During the year in which the city managed the shelter after the departure of the non-profit Community Animal Rescue Effort, there were two full-time and one part-time city employees working in both animal control and at the animal shelter: a chief animal warden, a deputy animal warden and a part-time position for kennel maintenance, Bobkiewicz said.

Now that EASA is officially running and fundraising for the shelter, there will only be one animal warden working within the police department who is devoted to typical animal control duties, such as a storing dead animals found on the street. The city transferred all shelter responsibilities to the three part-time EASA employees, saving the city money on overhead costs such as benefits, Ald. Jane Grover (7th) said.

Grover said it has been a long-term goal of the council to shift shelter management from the city to the volunteer animal organization that runs the shelter — now managed by EASA.

After CARE was ousted from the shelter in May 2014 largely due to its canine euthanasia rate, the city took over full operation of the shelter with the help of volunteers. One year later, management passed to EASA, but the organization only established financial independence from the city this month.

In addition to the grant to fund three EASA employees, the council passed a new animal welfare policy that specified protocol for making decisions to euthanize dogs based on behavioral problems.

“Before, there was no policy that established that this was a no-kill shelter,” Grover said.

Vicky Pasenko, a former CARE volunteer who co-founded EASA, told The Daily earlier this week that plans for a new euthanasia policy have been in the works since CARE’s departure. The policy requires the shelter to maintain a live-release rate of 90 percent or else be under the review of the American Society for the Prevention of Cruelty to Animals.

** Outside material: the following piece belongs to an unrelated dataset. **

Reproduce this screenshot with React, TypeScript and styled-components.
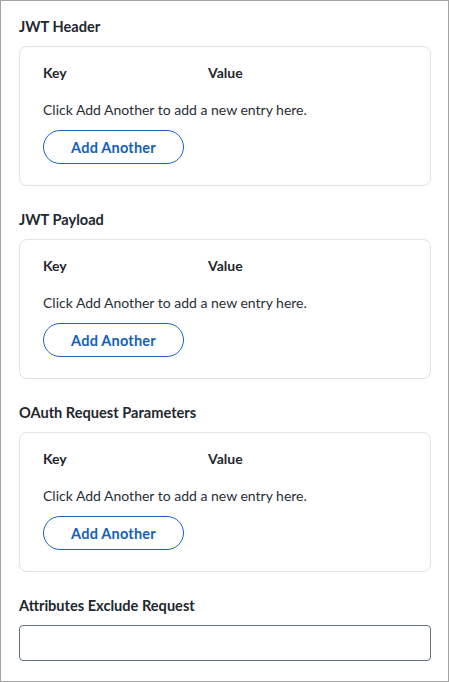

Decisions to euthanize must go through the city’s Animal Welfare Board, a veterinarian and the animal warden.

“It’s kind of like the separation of powers in the government,” Pasenko said. “There are a number of people and a number of options that have to be carried about before the euthanasia can take place.”

Bobkiewicz said the council’s latest actions were a success in recognizing and acting on the challenges the shelter has faced in the past few years.

“It’s nice when we actually get to end those processes and clean those things up — I wish we could do that every day,” he said. “It is one of those instances in which policy direction has been implemented and comes full circle.”